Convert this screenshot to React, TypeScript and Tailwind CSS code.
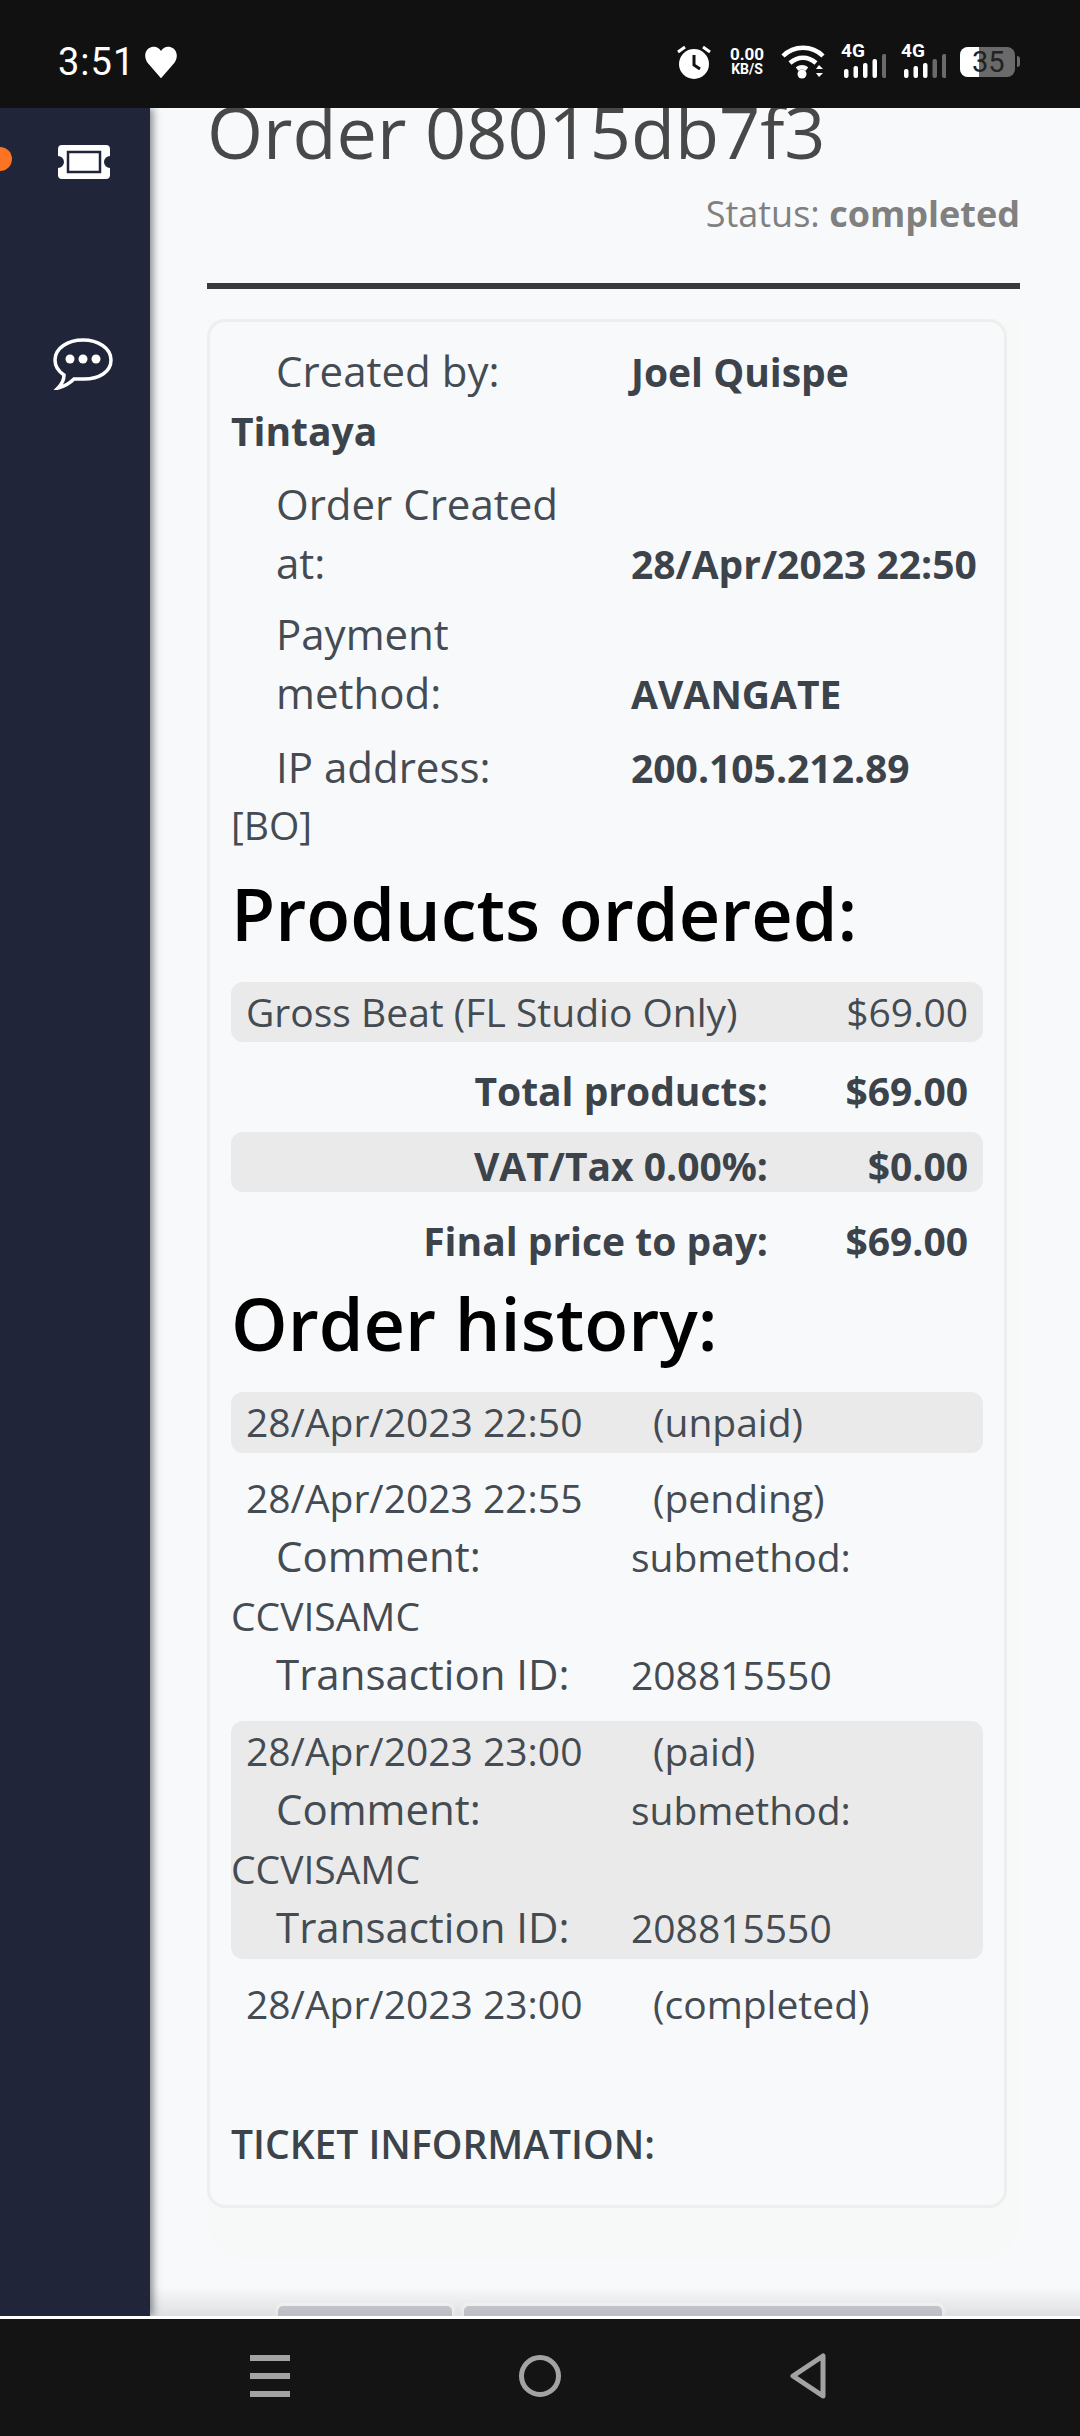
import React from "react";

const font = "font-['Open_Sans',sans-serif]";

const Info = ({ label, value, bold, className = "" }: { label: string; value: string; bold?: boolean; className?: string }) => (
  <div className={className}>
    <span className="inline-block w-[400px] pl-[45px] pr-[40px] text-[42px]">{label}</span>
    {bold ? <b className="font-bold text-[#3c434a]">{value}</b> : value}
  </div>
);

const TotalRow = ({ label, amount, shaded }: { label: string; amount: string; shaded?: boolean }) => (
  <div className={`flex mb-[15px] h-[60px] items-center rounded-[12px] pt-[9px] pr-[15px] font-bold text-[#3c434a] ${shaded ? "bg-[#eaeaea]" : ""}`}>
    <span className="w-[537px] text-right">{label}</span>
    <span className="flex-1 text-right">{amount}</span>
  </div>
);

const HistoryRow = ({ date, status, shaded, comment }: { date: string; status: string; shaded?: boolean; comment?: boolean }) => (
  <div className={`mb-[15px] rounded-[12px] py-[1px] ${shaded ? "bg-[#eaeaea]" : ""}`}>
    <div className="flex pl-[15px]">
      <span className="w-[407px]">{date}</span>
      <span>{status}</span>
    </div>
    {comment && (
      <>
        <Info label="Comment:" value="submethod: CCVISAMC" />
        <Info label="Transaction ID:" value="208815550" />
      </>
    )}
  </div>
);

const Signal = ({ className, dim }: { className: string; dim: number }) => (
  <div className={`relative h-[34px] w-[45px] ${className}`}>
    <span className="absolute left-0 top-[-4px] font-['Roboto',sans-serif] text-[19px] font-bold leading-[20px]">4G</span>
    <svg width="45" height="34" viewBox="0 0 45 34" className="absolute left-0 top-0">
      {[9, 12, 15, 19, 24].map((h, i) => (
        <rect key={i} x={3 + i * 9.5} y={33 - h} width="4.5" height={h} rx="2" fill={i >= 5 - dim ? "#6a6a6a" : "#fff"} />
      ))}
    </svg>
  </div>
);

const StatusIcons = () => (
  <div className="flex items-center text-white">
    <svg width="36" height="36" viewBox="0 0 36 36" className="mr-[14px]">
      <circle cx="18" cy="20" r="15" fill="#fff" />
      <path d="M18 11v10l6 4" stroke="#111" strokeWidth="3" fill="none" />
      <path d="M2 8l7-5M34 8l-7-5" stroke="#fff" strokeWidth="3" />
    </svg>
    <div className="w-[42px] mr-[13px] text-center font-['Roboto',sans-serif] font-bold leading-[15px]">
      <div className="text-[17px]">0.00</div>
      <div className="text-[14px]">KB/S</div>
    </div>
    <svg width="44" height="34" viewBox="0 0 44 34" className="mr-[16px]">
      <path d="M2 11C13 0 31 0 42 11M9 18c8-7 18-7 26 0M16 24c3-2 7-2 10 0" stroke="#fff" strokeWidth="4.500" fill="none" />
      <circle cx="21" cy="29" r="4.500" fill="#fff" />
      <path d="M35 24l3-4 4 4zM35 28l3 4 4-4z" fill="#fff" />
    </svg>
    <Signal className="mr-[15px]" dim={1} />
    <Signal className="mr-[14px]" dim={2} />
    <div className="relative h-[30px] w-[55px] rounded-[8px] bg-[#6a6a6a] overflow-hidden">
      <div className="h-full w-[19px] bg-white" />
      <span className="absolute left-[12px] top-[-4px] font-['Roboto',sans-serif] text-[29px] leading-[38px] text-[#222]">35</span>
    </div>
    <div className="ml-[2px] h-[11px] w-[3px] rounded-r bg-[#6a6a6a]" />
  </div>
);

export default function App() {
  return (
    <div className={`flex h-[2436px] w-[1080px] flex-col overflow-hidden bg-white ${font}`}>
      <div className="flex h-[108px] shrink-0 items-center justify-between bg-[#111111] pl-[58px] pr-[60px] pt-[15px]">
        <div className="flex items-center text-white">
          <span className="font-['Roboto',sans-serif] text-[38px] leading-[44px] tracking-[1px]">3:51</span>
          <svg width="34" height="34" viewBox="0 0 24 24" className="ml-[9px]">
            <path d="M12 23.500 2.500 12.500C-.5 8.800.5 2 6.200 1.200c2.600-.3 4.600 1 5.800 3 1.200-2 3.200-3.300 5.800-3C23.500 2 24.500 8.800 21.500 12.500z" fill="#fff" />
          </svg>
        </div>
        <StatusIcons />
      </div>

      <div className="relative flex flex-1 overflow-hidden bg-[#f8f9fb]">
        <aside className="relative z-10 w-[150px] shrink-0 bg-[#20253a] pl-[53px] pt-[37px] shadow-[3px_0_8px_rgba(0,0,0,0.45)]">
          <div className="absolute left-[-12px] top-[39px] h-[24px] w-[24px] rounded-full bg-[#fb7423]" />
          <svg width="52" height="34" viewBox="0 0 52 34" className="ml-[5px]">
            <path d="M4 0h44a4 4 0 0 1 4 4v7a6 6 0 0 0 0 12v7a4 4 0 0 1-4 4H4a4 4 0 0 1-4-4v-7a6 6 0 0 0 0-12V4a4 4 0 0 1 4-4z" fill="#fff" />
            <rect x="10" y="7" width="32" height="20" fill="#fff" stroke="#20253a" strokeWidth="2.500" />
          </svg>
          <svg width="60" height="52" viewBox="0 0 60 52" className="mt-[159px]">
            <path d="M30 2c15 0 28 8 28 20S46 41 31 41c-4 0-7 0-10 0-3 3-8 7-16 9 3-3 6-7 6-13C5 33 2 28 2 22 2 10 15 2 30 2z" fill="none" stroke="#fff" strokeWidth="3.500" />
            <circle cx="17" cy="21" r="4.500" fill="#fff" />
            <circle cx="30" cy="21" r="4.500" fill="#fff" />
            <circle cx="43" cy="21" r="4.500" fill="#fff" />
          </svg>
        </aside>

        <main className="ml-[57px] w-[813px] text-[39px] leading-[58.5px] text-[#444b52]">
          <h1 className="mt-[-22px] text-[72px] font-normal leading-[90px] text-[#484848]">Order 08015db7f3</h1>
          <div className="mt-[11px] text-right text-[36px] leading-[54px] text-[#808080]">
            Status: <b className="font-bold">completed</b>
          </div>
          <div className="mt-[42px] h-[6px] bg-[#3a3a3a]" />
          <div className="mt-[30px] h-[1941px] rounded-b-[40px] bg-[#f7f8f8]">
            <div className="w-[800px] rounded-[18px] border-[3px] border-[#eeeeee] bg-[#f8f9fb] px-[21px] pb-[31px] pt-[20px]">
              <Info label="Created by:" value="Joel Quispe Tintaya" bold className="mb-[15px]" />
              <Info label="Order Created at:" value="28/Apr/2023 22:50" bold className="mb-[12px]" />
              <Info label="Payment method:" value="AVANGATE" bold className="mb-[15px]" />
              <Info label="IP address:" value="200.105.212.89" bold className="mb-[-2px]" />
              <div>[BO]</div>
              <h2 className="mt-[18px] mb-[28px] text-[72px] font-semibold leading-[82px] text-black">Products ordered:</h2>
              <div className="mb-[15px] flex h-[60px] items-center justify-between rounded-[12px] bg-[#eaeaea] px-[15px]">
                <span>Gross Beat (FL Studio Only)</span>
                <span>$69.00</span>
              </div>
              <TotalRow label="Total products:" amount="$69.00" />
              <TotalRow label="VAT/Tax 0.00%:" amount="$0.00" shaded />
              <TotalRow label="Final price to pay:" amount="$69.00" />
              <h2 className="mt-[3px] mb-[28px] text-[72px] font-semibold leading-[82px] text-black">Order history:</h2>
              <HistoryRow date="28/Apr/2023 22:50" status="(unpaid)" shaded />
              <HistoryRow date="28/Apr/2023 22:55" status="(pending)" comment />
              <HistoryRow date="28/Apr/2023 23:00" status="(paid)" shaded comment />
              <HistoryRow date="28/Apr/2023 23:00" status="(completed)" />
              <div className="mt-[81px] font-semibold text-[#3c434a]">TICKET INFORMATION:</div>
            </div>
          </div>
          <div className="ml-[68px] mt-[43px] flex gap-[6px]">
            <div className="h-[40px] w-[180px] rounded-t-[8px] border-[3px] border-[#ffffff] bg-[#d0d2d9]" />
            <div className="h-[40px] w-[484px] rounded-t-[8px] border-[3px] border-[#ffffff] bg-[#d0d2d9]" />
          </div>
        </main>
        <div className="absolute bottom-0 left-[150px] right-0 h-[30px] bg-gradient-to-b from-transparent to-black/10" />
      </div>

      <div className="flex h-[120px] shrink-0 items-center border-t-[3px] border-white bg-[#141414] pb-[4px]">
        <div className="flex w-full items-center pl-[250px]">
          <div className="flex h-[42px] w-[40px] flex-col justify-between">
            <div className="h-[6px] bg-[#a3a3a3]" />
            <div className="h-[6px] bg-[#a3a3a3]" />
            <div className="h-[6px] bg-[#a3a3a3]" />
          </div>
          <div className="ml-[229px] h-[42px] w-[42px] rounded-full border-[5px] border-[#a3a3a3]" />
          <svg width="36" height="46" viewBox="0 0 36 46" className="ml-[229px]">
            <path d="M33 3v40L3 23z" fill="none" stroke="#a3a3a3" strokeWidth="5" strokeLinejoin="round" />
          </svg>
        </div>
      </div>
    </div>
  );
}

--

*Task instructions:* Sift the material for lines with the string "React". Copy each one found.

*Problem solution:*
Convert this screenshot to React, TypeScript and Tailwind CSS code.
import React from "react";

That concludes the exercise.